In earlier posts, we've highlighted Robert Rubin's network of protégés, who have assumed nearly every economic policy post of consequence in the Obama White House.  In spite of his abysmal record of institutional leadership - Citigroup entered penny stock territory on Friday and Harvard, where Rubin's influence as a member of the Corporation is unrivaled, has all but run out of cash - Rubin's "wise man" brand won over Obama, who moved most of the policy staff of the Rubin-founded Hamilton Project and top Rubin advisers from the Clinton era into key administration posts at Treasury, the OMB and the inner sanctum of the White House.
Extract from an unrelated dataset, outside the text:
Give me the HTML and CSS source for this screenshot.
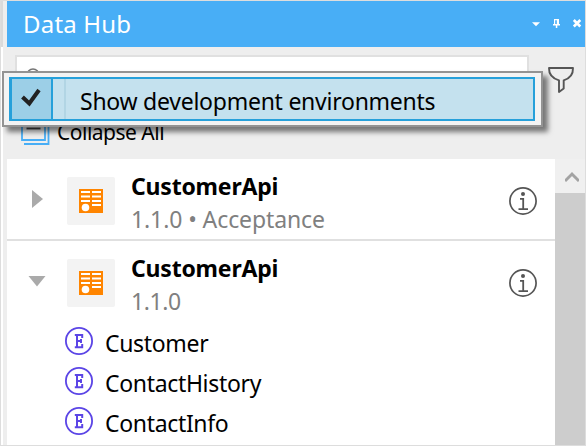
FILE: index.html
```html
<!DOCTYPE html>
<html lang="en">
<head>
<meta charset="utf-8">
<title>Data Hub</title>
<link rel="stylesheet" href="styles.css">
</head>
<body>
<svg class="defs" width="0" height="0" aria-hidden="true">
  <symbol id="service" viewBox="0 0 24 24">
    <path fill="#ff8500" d="M0 0h24v24H0z"/>
    <path fill="#fff" d="M2 2h9v2H2zM13 2h9v2h-9zM2 6.500h9v2H2zM13 6.500h9v2h-9zM2 11h9v2H2zM13 11h9v2h-9zM13 15h9v2h-9z"/>
    <circle cx="6.500" cy="18.500" r="3.800" fill="#fff"/>
  </symbol>
  <symbol id="info" viewBox="0 0 28 28">
    <circle cx="14" cy="14" r="13.100" fill="none" stroke="#555" stroke-width="1.700"/>
    <circle cx="14" cy="7" r="2" fill="#555"/>
    <path d="M11 11.800h3.200V22M9.500 22.200h9.500" fill="none" stroke="#555" stroke-width="1.800"/>
  </symbol>
  <symbol id="entity" viewBox="0 0 28 28">
    <circle cx="14" cy="14" r="13.100" fill="none" stroke="#5b45e6" stroke-width="1.800"/>
    <path d="M17.200 11V8H9.800M12 8v12M9.800 20.200h7.400V17M12 14h4M16 12v4" fill="none" stroke="#5b45e6" stroke-width="2"/>
  </symbol>
</svg>
<div class="window">
  <div class="gutter"></div>
  <main class="panel">
    <header class="titlebar">
      <h1 class="t-title">Data Hub</h1>
      <svg class="controls" width="52" height="14" viewBox="0 0 52 14" fill="#fff">
        <path d="M1 5.200h8L5 9.200z"/>
        <path d="M23 2h5v5h1v1.500h-2.700V11h-1.500V8.500H22V7h1zM24.200 3.200V7h1.600V3.200z" fill-rule="evenodd"/>
        <path d="M42.800 3l6.500 6.500M49.300 3l-6.500 6.500" stroke="#fff" stroke-width="2.600"/>
      </svg>
    </header>
    <section class="toolbar">
      <div class="search-row">
        <div class="search">
          <svg width="18" height="18" viewBox="0 0 18 18" fill="none" stroke="#777" stroke-width="1.500"><circle cx="7" cy="7" r="6"/><path d="M11.500 11.500l5 5"/></svg>
        </div>
        <svg class="funnel" width="28" height="28" viewBox="0 0 28 28" fill="none" stroke="#555" stroke-width="1.900" stroke-linejoin="round"><path d="M2 2h24c.2 7-3.500 10.600-9.300 12.300v8.200L12 26V14.300C6 12.600 1.800 9 2 2z"/></svg>
      </div>
      <div class="collapse">
        <svg width="29" height="29" viewBox="0 0 29 29" fill="none" stroke="#48aef6" stroke-width="1.800"><path d="M1 1h23v23H1zM3 28h24.500V5"/><path d="M5.500 12.500h14" stroke="#444"/></svg>
        <span class="t-collapse">Collapse All</span>
      </div>
    </section>
    <section class="content">
      <div class="list">
        <article class="service">
          <svg class="arrow" width="18" height="18" viewBox="0 0 18 18"><path d="M4 0l11 9L4 18z" fill="#aaa"/></svg>
          <div class="tile"><svg width="24" height="24"><use href="#service"/></svg></div>
          <div class="meta"><h2 class="t-name">CustomerApi</h2><p class="t-env">1.1.0 • Acceptance</p></div>
          <svg class="info" width="28" height="28"><use href="#info"/></svg>
        </article>
        <article class="service">
          <svg class="arrow" width="18" height="18" viewBox="0 0 18 18"><path d="M.500 4h17L9 14.500z" fill="#aaa"/></svg>
          <div class="tile"><svg width="24" height="24"><use href="#service"/></svg></div>
          <div class="meta"><h2 class="t-name">CustomerApi</h2><p class="t-version">1.1.0</p></div>
          <svg class="info" width="28" height="28"><use href="#info"/></svg>
        </article>
        <ul class="entities">
          <li><svg width="28" height="28"><use href="#entity"/></svg><span>Customer</span></li>
          <li><svg width="28" height="28"><use href="#entity"/></svg><span>ContactHistory</span></li>
          <li><svg width="28" height="28"><use href="#entity"/></svg><span>ContactInfo</span></li>
        </ul>
      </div>
      <div class="scrollbar">
        <div class="up"><svg width="14" height="12" viewBox="0 0 14 12"><path d="M0 10l7-7 7 7" fill="none" stroke="#a3a3a3" stroke-width="3"/></svg></div>
      </div>
    </section>
  </main>
  <div class="menu">
    <div class="option">
      <div class="check"><svg width="20" height="19" viewBox="0 0 20 19"><path d="M1.500 9l6.800 6.500L18 2" fill="none" stroke="#222" stroke-width="4"/></svg></div>
      <div class="label"><span class="t-menu">Show development environments</span></div>
    </div>
  </div>
</div>
</body>
</html>
```
FILE: styles.css
```css
* { box-sizing: border-box; margin: 0; padding: 0; }
body {
  width: 586px;
  height: 446px;
  overflow: hidden;
  background: #fff;
  font: 23px/32px "Noto Sans", "Open Sans", sans-serif;
  color: #000;
}
svg { display: block; flex: none; }
span, h1, h2, p { white-space: nowrap; }
.defs { position: absolute; }
.window {
  position: relative;
  display: flex;
  height: 446px;
  border: 1px solid #ddd;
}
.gutter {
  width: 6px;
  border-left: 2px solid #fff;
  background: #eee;
}
.gutter::before {
  content: "";
  display: block;
  width: 2px;
  height: 46px;
  margin-left: -2px;
  background: #dadada;
}
.panel { flex: 1; display: flex; flex-direction: column; min-width: 0; }
.titlebar {
  display: flex;
  align-items: center;
  justify-content: space-between;
  height: 46px;
  padding: 0 2px 0 16px;
  background: #48aef6;
  color: #fff;
}
.titlebar h1 { font-size: 24px; font-weight: 400; letter-spacing: .2px; }
.toolbar { height: 112px; padding: 8px 8px 0; background: #eee; }
.search-row { display: flex; gap: 18px; }
.search {
  width: 514px;
  height: 44px;
  padding: 11px 0 0 9px;
  border: 2px solid #e0e0e0;
  background: #fff;
}
.funnel { margin-top: 11px; }
.collapse { display: flex; align-items: center; gap: 7px; margin: 17px 0 0 6px; height: 29px; }
.t-collapse { padding-top: 3px; font-size: 21px; letter-spacing: -.5px; }
.content { flex: 1; display: flex; min-height: 0; }
.list { flex: 1; min-width: 0; overflow: hidden; }
.service { display: flex; height: 82px; padding: 9px 18px 0 21px; }
.service:first-child { border-bottom: 2px solid #e0e0e0; }
.arrow { margin-top: 22px; }
.tile {
  display: grid;
  place-items: center;
  width: 48px;
  height: 48px;
  margin: 9px 16px 0 21px;
  border-radius: 2px;
  background: #f3f3f3;
}
.meta { flex: 1; color: #808080; }
.meta h2 { height: 32px; color: #000; font-size: 23px; font-weight: 700; line-height: 37px; letter-spacing: -.2px; }
.meta p { line-height: 38px; letter-spacing: -.1px; }
.meta .t-version { letter-spacing: -.4px; }
.info { margin-top: 19px; }
.entities { list-style: none; margin-top: -2px; }
.entities li { display: flex; align-items: center; gap: 12px; height: 40px; padding-left: 58px; }
.entities li span { line-height: 40px; padding-top: 3px; letter-spacing: -.33px; }
.scrollbar { width: 30px; background: #cdcdcd; }
.up { height: 34px; padding: 12px 0 0 10px; background: #f0f0f0; }
.menu {
  position: absolute;
  left: 1px;
  top: 70px;
  width: 541px;
  height: 56px;
  padding: 4px 6px 4px 5px;
  border: 2px solid #939393;
  background: #f3f3f3;
  box-shadow: 5px 5px 5px rgba(0, 0, 0, .5);
}
.option { display: flex; height: 44px; border: 2px solid #26a0da; background: #c4e1ee; }
.check {
  width: 42px;
  padding: 9px 0 0 9px;
  border: solid #26a0da;
  border-width: 0 2px 0 1px;
  background: #9ccfe7;
}
.label { flex: 1; margin-left: 11px; padding-left: 14px; border-left: 2px solid #b2d5e4; line-height: 44px; }
.t-menu { letter-spacing: -.25px; }
```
While Rubin's role in re-shaping the Democratic Party has been chronicled (and discussed here), less attention has been paid to his adeptness in building a power base of hedge fund capitalists that parallels his political network.  Many of the techniques that allowed Rubin to pack the White House with friends - such as deep mentorship of bright-eyed Ivy League recruits fresh out of school and subsequent placement of the recruits in strategic institutions - have served also to place Rubin at the center of an unrivaled web of capital.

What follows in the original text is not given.